REPARAÇÃO, UMA OBRA DE IAN McEWAN

Crianças, como disse Chesterton, não mentem. Elas são absolutamente fiéis ao que percebem. Sabem, ainda, olhar a vida. Pouco distraídas pelas coisas que os adultos pensam, livres para sentir e observar, elas reagem sem filtros. Por isso a mentira de Briony é dúbia. Ela fala exatamente o que viu. Seu testemunho é descrição de um ato. Nada para ela é mentira. 
Em minhas aulas de literatura se enfatiza o quanto é dificil escrever sob mais de um ponto de vista. É uma arte refinada que se tem perdido, a arte de criar várias visões concomitantes sobre o mesmo ato. Ian McEwan faz isso com naturalidade e por isso é um mestre. Como Henry James, com quem muito se parece não em tema, mas no modo de escrever, ele nos confunde ao descrever várias verdades. Ela sabe que a verdade depende de se querer crer nela. E que toda verdade depende de se saber olhar. Nunca de se saber pensar. Briony diz a sua verdade. E destrói duas vidas.
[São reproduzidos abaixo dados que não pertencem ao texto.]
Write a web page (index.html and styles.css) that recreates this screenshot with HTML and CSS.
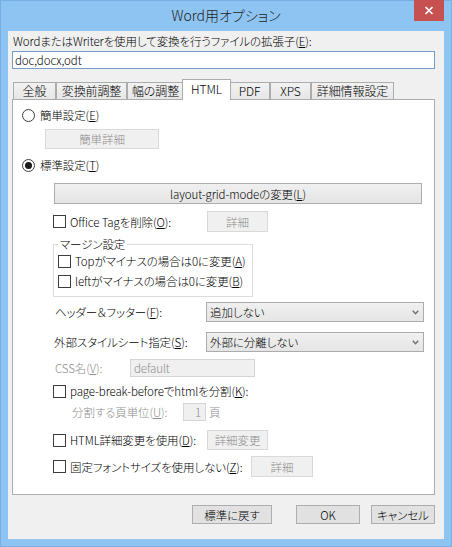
FILE: index.html
```html
<!DOCTYPE html>
<html lang="ja">
<head>
<meta charset="utf-8">
<title>Word用オプション</title>
<link rel="stylesheet" href="styles.css">
</head>
<body>
<div class="window">
  <div class="titlebar">
    <span class="title">Word用オプション</span>
    <span class="close"><svg width="10" height="9" viewBox="0 0 10 9"><path d="M1.5 1 L8.5 8 M8.5 1 L1.5 8" stroke="#fff" stroke-width="1.7" fill="none"/></svg></span>
  </div>
  <div class="client">
    <div class="ext-label">WordまたはWriterを使用して変換を行うファイルの拡張子(<u>E</u>):</div>
    <div class="ext-input">doc,docx,odt</div>
    <div class="tabs">
      <div class="tab t-general">全般</div>
      <div class="tab t-pre">変換前調整</div>
      <div class="tab t-width">幅の調整</div>
      <div class="tab t-html active">HTML</div>
      <div class="tab t-pdf">PDF</div>
      <div class="tab t-xps">XPS</div>
      <div class="tab t-detail">詳細情報設定</div>
    </div>
    <div class="panel">
      <div class="row row-a radio-row"><span class="radio"></span><span>簡単設定(<u>E</u>)</span></div>
      <div class="btn disabled btn-easy">簡単詳細</div>
      <div class="row row-c radio-row"><span class="radio checked"></span><span>標準設定(<u>T</u>)</span></div>
      <div class="btn btn-layout">layout-grid-modeの変更(<u>L</u>)</div>
      <div class="row row-e check-row">
        <span class="check-item item-office"><span class="checkbox"></span><span>Office Tagを削除(<u>O</u>):</span></span>
        <span class="btn disabled btn-small btn-office">詳細</span>
      </div>
      <div class="group">
        <span class="group-title">マージン設定</span>
        <div class="row group-row"><span class="checkbox"></span><span>Topがマイナスの場合は0に変更(<u>A</u>)</span></div>
        <div class="row group-row"><span class="checkbox"></span><span>leftがマイナスの場合は0に変更(<u>B</u>)</span></div>
      </div>
      <div class="row row-g field-row">
        <span class="field-label label-select">ヘッダー＆フッター(<u>F</u>):</span>
        <span class="select"><span>追加しない</span><svg width="7" height="5" viewBox="0 0 7 5"><path d="M0.8 0.8 L3.5 3.8 L6.2 0.8" stroke="#6f6f6f" stroke-width="1.4" fill="none"/></svg></span>
      </div>
      <div class="row row-h field-row field-row-wide">
        <span class="field-label label-select-wide">外部スタイルシート指定(<u>S</u>):</span>
        <span class="select"><span>外部に分離しない</span><svg width="7" height="5" viewBox="0 0 7 5"><path d="M0.8 0.8 L3.5 3.8 L6.2 0.8" stroke="#6f6f6f" stroke-width="1.4" fill="none"/></svg></span>
      </div>
      <div class="row row-i field-row">
        <span class="field-label label-css gray">CSS名(<u>V</u>):</span>
        <span class="text-box box-css">default</span>
      </div>
      <div class="row row-j check-row">
        <span class="check-item"><span class="checkbox"></span><span>page-break-beforeでhtmlを分割(<u>K</u>):</span></span>
      </div>
      <div class="row row-k split-row">
        <span class="field-label label-split gray">分割する頁単位(<u>U</u>):</span>
        <span class="text-box box-num">1</span>
        <span class="unit">頁</span>
      </div>
      <div class="row row-l check-row">
        <span class="check-item item-htmldetail"><span class="checkbox"></span><span>HTML詳細変更を使用(<u>D</u>):</span></span>
        <span class="btn disabled btn-small">詳細変更</span>
      </div>
      <div class="row row-m check-row">
        <span class="check-item item-font"><span class="checkbox"></span><span>固定フォントサイズを使用しない(<u>Z</u>):</span></span>
        <span class="btn disabled btn-small btn-font">詳細</span>
      </div>
    </div>
    <div class="footer">
      <span class="btn btn-reset">標準に戻す</span>
      <span class="btn btn-ok">OK</span>
      <span class="btn btn-cancel">キャンセル</span>
    </div>
  </div>
</div>
</body>
</html>
```
FILE: styles.css
```css
* { box-sizing: border-box; }

body {
  margin: 0;
  font-family: "Noto Sans CJK JP", "Noto Sans", sans-serif;
  font-size: 11.5px;
  font-weight: 300;
  letter-spacing: -0.1px;
  font-feature-settings: "palt";
  color: #000;
  background: #8ec4f1;
}

u { text-decoration: underline; text-underline-offset: 1px; }

.window {
  width: 452px;
  height: 547px;
  background: #8ec4f1;
  box-shadow: inset 0 0 0 1px #74b0e4;
  display: flex;
  flex-direction: column;
}

.titlebar {
  height: 31px;
  position: relative;
  text-align: center;
}

.title {
  font-size: 14px;
  line-height: 30px;
  color: #222;
  letter-spacing: 0;
}

.close {
  position: absolute;
  top: 0;
  right: 8px;
  width: 30px;
  height: 21px;
  background: #c75050;
  display: flex;
  align-items: center;
  justify-content: center;
}

.client {
  flex: 1;
  margin: 0 8px 8px;
  background: #f0f0f0;
  padding: 3px 9px 0 4px;
  display: flex;
  flex-direction: column;
}

.ext-label {
  height: 15px;
  line-height: 15px;
  padding-left: 1px;
  white-space: nowrap;
}

.ext-input {
  margin-top: 2px;
  height: 18px;
  border: 1px solid #7a9cc4;
  background: #fff;
  line-height: 16px;
  padding-left: 2px;
}

.tabs {
  margin-top: 10px;
  height: 20px;
  display: flex;
  align-items: flex-end;
  padding-left: 1px;
  position: relative;
  z-index: 1;
}

.tab {
  height: 17px;
  border: 1px solid #acacac;
  border-bottom: none;
  background: linear-gradient(#f2f2f2, #e6e6e6);
  text-align: center;
  line-height: 15px;
  white-space: nowrap;
  font-size: 12px;
}

.t-general { width: 43px; }
.t-pre { width: 71px; }
.t-width { width: 57px; }
.t-html { width: 45px; }
.t-pdf { width: 41px; }
.t-xps { width: 41px; }
.t-detail { width: 83px; }

.tab.active {
  width: 49px;
  height: 21px;
  margin: 0 -2px -1px;
  background: #fff;
  line-height: 17px;
  position: relative;
  z-index: 2;
}

.panel {
  height: 396px;
  border: 1px solid #adadad;
  background: #fff;
  padding-top: 5px;
  display: flex;
  flex-direction: column;
}

.row {
  display: flex;
  align-items: center;
  height: 20px;
  white-space: nowrap;
}

.radio-row { padding-left: 9px; gap: 5px; }
.check-row { padding-left: 40px; }
.field-row { padding-left: 42px; }
.field-row-wide { padding-left: 41px; }

.row-c { margin-top: 6px; }
.row-e { margin-top: 7px; height: 21px; }
.row-g { margin-top: 5px; }
.row-h { margin-top: 10px; }
.row-i { margin-top: 7px; height: 18px; padding-left: 42px; }
.row-j { margin-top: 4px; }
.row-k { margin-top: 2px; height: 18px; padding-left: 59px; }
.row-l { margin-top: 9px; }
.row-m { margin-top: 6px; height: 21px; }

.radio {
  width: 13px;
  height: 13px;
  border: 1px solid #3c3c3c;
  border-radius: 50%;
  background: #fff;
  display: flex;
  align-items: center;
  justify-content: center;
  flex: none;
}

.radio.checked::after {
  content: "";
  width: 7px;
  height: 7px;
  border-radius: 50%;
  background: #1a1a1a;
}

.checkbox {
  width: 13px;
  height: 13px;
  border: 1px solid #3c3c3c;
  background: #fff;
  flex: none;
  margin-right: 4px;
}

.check-item {
  display: flex;
  align-items: center;
  flex: none;
}

.item-office { width: 154px; }
.item-htmldetail { width: 154px; }
.item-font { width: 198px; }

.btn {
  display: flex;
  align-items: center;
  justify-content: center;
  border: 1px solid #acacac;
  background: linear-gradient(#f0f0f0, #e5e5e5);
  white-space: nowrap;
  flex: none;
}

.btn.disabled {
  border-color: #d9d9d9;
  background: #f0f0f0;
  color: #8d8d8d;
}

.btn-easy {
  margin: 4px 0 0 32px;
  width: 114px;
  height: 20px;
}

.btn-layout {
  margin: 8px 0 0 41px;
  width: 368px;
  height: 21px;
}

.btn-small {
  width: 61px;
  height: 20px;
}

.btn-office { height: 21px; }
.btn-font { width: 62px; height: 21px; }

.group {
  position: relative;
  margin: 12px 0 0 40px;
  width: 200px;
  height: 53px;
  border: 1px solid #dcdcdc;
  padding: 6px 0 0 4px;
}

.group-title {
  position: absolute;
  top: -8px;
  left: 4px;
  padding: 0 2px;
  line-height: 15px;
  background: #fff;
}

.field-label {
  flex: none;
}

.label-select { width: 151px; }
.label-select-wide { width: 152px; }
.label-css { width: 75px; }
.label-split { width: 111px; }

.gray { color: #8d8d8d; }

.select {
  width: 218px;
  height: 20px;
  border: 1px solid #acacac;
  background: linear-gradient(#f0f0f0, #e5e5e5);
  display: flex;
  align-items: center;
  justify-content: space-between;
  padding: 0 4px 0 3px;
}

.text-box {
  height: 18px;
  border: 1px solid #d5d5d5;
  background: #f0f0f0;
  color: #8d8d8d;
  line-height: 16px;
  flex: none;
}

.box-css {
  width: 125px;
  padding-left: 3px;
}

.box-num {
  width: 23px;
  text-align: right;
  padding-right: 4px;
}

.unit {
  margin-left: 3px;
  color: #8d8d8d;
}

.footer {
  margin-top: 10px;
  display: flex;
  justify-content: flex-end;
}

.footer .btn {
  height: 19px;
  background: #e1e1e1;
  border-color: #adadad;
}

.btn-reset { width: 80px; margin-right: 24px; }
.btn-ok { width: 64px; margin-right: 11px; }
.btn-cancel { width: 64px; }
```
Ela é inocente. 
Escrever uma frase que seja original. Descrever uma rua ou um clima de um modo novo. Essa a marca de um grande autor. Assisti um filme com Clive Owen onde um professor de literatura, feito com garbo por Owen, recita o final de Rabbit Run de John Updike. Li esse livro em 2009 e só uma vez. Pois bem, a escrita é tão forte que imediatamente identifiquei o livro. A frase, belíssima, estava guardada numa folha especial em minha memória. E eu nem sabia disso. Mas lá estava. Ian McEwan é do tamanho de Updike. Talvez tão grande quanto Bellow. Com certeza é o maior autor vivo da lingua inglesa. E nunca vai ser nobelizado.
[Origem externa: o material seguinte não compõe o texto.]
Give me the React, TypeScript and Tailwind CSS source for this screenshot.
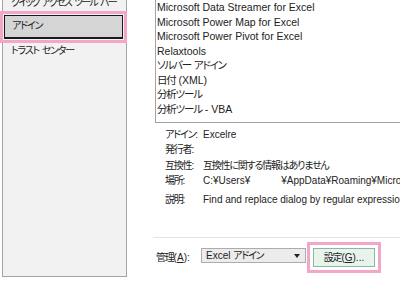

Há um momento no livro em que os dois amantes se encontram na rua. E ambos se sentem constrangidos. Por anos eles se amaram via correio e agora temem se ver e se intimidar pela emoção. Esse encontro, coisa de 4 páginas, é descrito de um modo tão delicado, tão verdadeiro e com tanto amor pelos dois que ao ler eu senti estar diante de um quase milagre. Isso é coisa de imenso talento. O livro, e várias outras cenas provam isso, é uma obra-prima e viverá enquanto alguém souber ler. O final, em que percebemos que o que lemos foi contado por Briony anciã e prestes a perder a memória, é outro momento de brilho gigantesco. Briony gostaria de ter salvado dos dois amantes. Mas ela não pode. 
Foi feito um filme sobre este livro. Joe Wright o fez. Adorei. Mas, claro, o livro vai muito mais longe. O filme é um trailer do livro. Um lindo trailer. 
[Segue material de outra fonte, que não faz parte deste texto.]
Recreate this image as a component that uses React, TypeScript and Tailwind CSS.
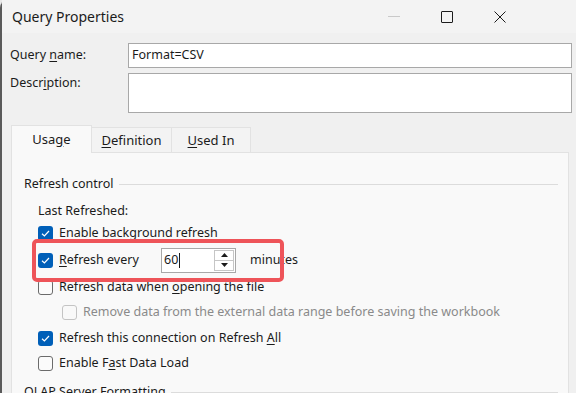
import React from "react";

const font = { fontFamily: "'Noto Sans', 'Open Sans', sans-serif" };

function Check({ checked, disabled }: { checked?: boolean; disabled?: boolean }) {
  if (checked) {
    return (
      <div className="w-[15px] h-[15px] rounded-[3px] bg-[#005fb8] flex items-center justify-center shrink-0">
        <svg width="11" height="11" viewBox="0 0 11 11">
          <path d="M2 5.8 L4.4 8 L9 3" fill="none" stroke="#fff" strokeWidth="1.2" />
        </svg>
      </div>
    );
  }
  return (
    <div
      className={
        "w-[15px] h-[15px] rounded-[3px] border shrink-0 " +
        (disabled ? "border-[#c4c4c4] bg-[#f9f9f9]" : "border-[#6b6b6b] bg-[#fbfbfb]")
      }
    />
  );
}

function Row({
  h,
  indent,
  checked,
  disabled,
  children,
}: {
  h: string;
  indent?: boolean;
  checked?: boolean;
  disabled?: boolean;
  children: React.ReactNode;
}) {
  return (
    <div className={"flex items-center gap-[6px] " + h + (indent ? " pl-[50px]" : " pl-[26px]")}>
      <Check checked={checked} disabled={disabled} />
      <span className={disabled ? "text-[#8a8a8a]" : "text-[#1b1b1b]"}>{children}</span>
    </div>
  );
}

export default function App() {
  return (
    <div className="w-[576px] h-[393px] overflow-hidden bg-[#e8e8e8] text-[12.5px] text-[#1b1b1b] leading-none" style={font}>
      <div className="h-full flex flex-col bg-[#f0f0f0] border-l-[2px] border-[#5a5a5a] rounded-tl-[8px]">
        {/* title bar */}
        <div className="h-[33px] shrink-0 flex items-center bg-[#f3f3f3] pl-[10px]">
          <span className="text-[14px] text-[#1b1b1b]">Query Properties</span>
          <div className="ml-auto flex items-center pr-[50px]">
            <div className="w-[53px] h-[33px] flex items-center justify-center">
              <div className="w-[12px] h-[1px] bg-[#c9c9c9]" />
            </div>
            <div className="w-[53px] h-[33px] flex items-center justify-center">
              <div className="w-[12px] h-[12px] border border-[#1b1b1b] rounded-[1px]" />
            </div>
            <div className="w-[53px] h-[33px] flex items-center justify-center">
              <svg width="12" height="12" viewBox="0 0 12 12">
                <path d="M0.5 0.5 L11.5 11.5 M11.5 0.5 L0.5 11.5" stroke="#1b1b1b" strokeWidth="1" />
              </svg>
            </div>
          </div>
        </div>

        {/* body */}
        <div className="flex flex-col pl-[8px] pr-[4px]">
          <div className="mt-[10px] flex items-center h-[25px]">
            <span className="w-[118px]">
              Query <u className="underline-offset-2">n</u>ame:
            </span>
            <div className="flex-1 h-[25px] bg-white border border-[#a8a8a8] flex items-center pl-[3px]">
              Format=CSV
            </div>
          </div>
          <div className="mt-[5px] flex items-start h-[40px]">
            <span className="w-[118px] pt-[4px]">
              Descr<u className="underline-offset-2">i</u>ption:
            </span>
            <div className="flex-1 h-[40px] bg-white border border-[#a8a8a8]" />
          </div>

          {/* tabs */}
          <div className="mt-[12px] ml-[1px] flex items-end h-[27px]">
            <div className="w-[81px] h-[28px] -mb-[1px] bg-[#f9f9f9] border border-b-0 border-[#e2e2e2] flex items-center justify-center text-[13px] relative z-10">
              Usa<u className="underline-offset-2">g</u>e
            </div>
            <div className="w-[80px] h-[25px] bg-[#f3f3f3] border border-l-0 border-b-0 border-[#e2e2e2] flex items-center justify-center text-[13px]">
              <u className="underline-offset-2">D</u>efinition
            </div>
            <div className="w-[79px] h-[25px] bg-[#f3f3f3] border border-l-0 border-b-0 border-[#e2e2e2] flex items-center justify-center text-[13px]">
              <u className="underline-offset-2">U</u>sed In
            </div>
          </div>

          {/* panel */}
          <div className="ml-[1px] mr-[3px] h-[260px] bg-[#f9f9f9] border border-[#e2e2e2] pt-[23px]">
            <div className="flex items-center h-[16px] pl-[12px] pr-[10px] gap-[5px]">
              <span>Refresh control</span>
              <div className="flex-1 h-[1px] bg-[#dcdcdc]" />
            </div>
            <div className="mt-[8px] h-[22px] flex items-center pl-[26px]">Last Refreshed:</div>
            <Row h="h-[22px]" checked>
              Enable background refresh
            </Row>

            <div className="relative h-[32px] flex items-center pl-[26px]">
              <div className="absolute left-[20px] top-[-5px] w-[252px] h-[43px] border-[4px] border-[#ee5459] rounded-[5px]" />
              <Check checked />
              <span className="ml-[6px] w-[102px]">
                <u className="underline-offset-2">R</u>efresh every
              </span>
              <div className="w-[75px] h-[25px] bg-white border border-[#a8a8a8] flex items-center">
                <span className="pl-[2px]">60</span>
                <div className="w-[1px] h-[15px] bg-[#1b1b1b] ml-[1px]" />
                <div className="ml-auto mr-[1px] w-[20px] h-[21px] flex flex-col border border-[#c6c6c6]">
                  <div className="flex-1 flex items-center justify-center border-b border-[#c6c6c6]">
                    <svg width="7" height="4" viewBox="0 0 7 4">
                      <path d="M0 4 L3.5 0 L7 4 Z" fill="#1b1b1b" />
                    </svg>
                  </div>
                  <div className="flex-1 flex items-center justify-center">
                    <svg width="7" height="4" viewBox="0 0 7 4">
                      <path d="M0 0 L3.5 4 L7 0 Z" fill="#1b1b1b" />
                    </svg>
                  </div>
                </div>
              </div>
              <span className="ml-[14px]">minutes</span>
            </div>

            <Row h="h-[22px]">
              Refresh data when <u className="underline-offset-2">o</u>pening the file
            </Row>
            <Row h="h-[29px]" indent disabled>
              Remove data from the external data range before saving the workbook
            </Row>
            <Row h="h-[22px]" checked>
              Refresh this connection on Refresh <u className="underline-offset-2">A</u>ll
            </Row>
            <Row h="h-[28px]">
              Enable F<u className="underline-offset-2">a</u>st Data Load
            </Row>
            <div className="flex items-center h-[30px] pl-[12px] pr-[10px] gap-[5px]">
              <span>OLAP Server Formatting</span>
              <div className="flex-1 h-[1px] bg-[#dcdcdc]" />
            </div>
          </div>
        </div>
      </div>
    </div>
  );
}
O filme de Owen termina com o professor lendo um belo trecho de Ian McEwan ( pois é, que coincidência não? ). Ian fala do que seja a arte. A arte é a fala de homens imperfeitos que tentam alcançar a perfeição. E que nesse processo, fadado ao fracasso, nós, leitores, somos erguidos e ao ler tomamos contato com aquilo que temos de MELHOR. 
Ian McEwan é um nobre portanto. A arte, mesmo a mais realista e pessimista, existe para nos aperfeiçoar. Para nos tirar de um mundo incompreensível e nos levar a tomar contato com o melhor. Veja, para nos erguer, não para erguer o mundo. Para nos transformar, não para nos fazer entender a vida.
Este livro, triste, belo, cruel, feio, sempre perfeito, é uma obra-prima.
Vale!

FIM DO ROMANCE?

   A revolução industrial nasce e com ela nasce o romance como o conhecemos. Não a toa ele nasce na Inglaterra. Sim, voce pode dizer que Dom Quixote ou Gargântua já seriam romances, mas não. São prosa romanesca, não tratam de lugares e de gente pretensamente reais. Porque o romance tenta, mesmo quando alegórico, falar do mundo do aqui e do agora. E dá aos personagens uma identidade, os faz ser Moll Flanders ou Tom Jones, e não Pantagruel ou Quixote. Mas porque?
   O fim de uma civilização agrária, de um estilo de vida de mais de 2000 anos fez com que fosse preciso fixar de alguma forma a vida que se fazia volátil. O homem passou a tentar entender aquilo que não mais era reconhecível, a vida e si-mesmo. Antes do romance o tema era religioso ou politico, agora, com o romance, é existencial. Se olha para dentro de cada individuo. Isso era inédito. Shakespeare havia antecipado isso já em 1600, mas era teatro e era um semi-deus.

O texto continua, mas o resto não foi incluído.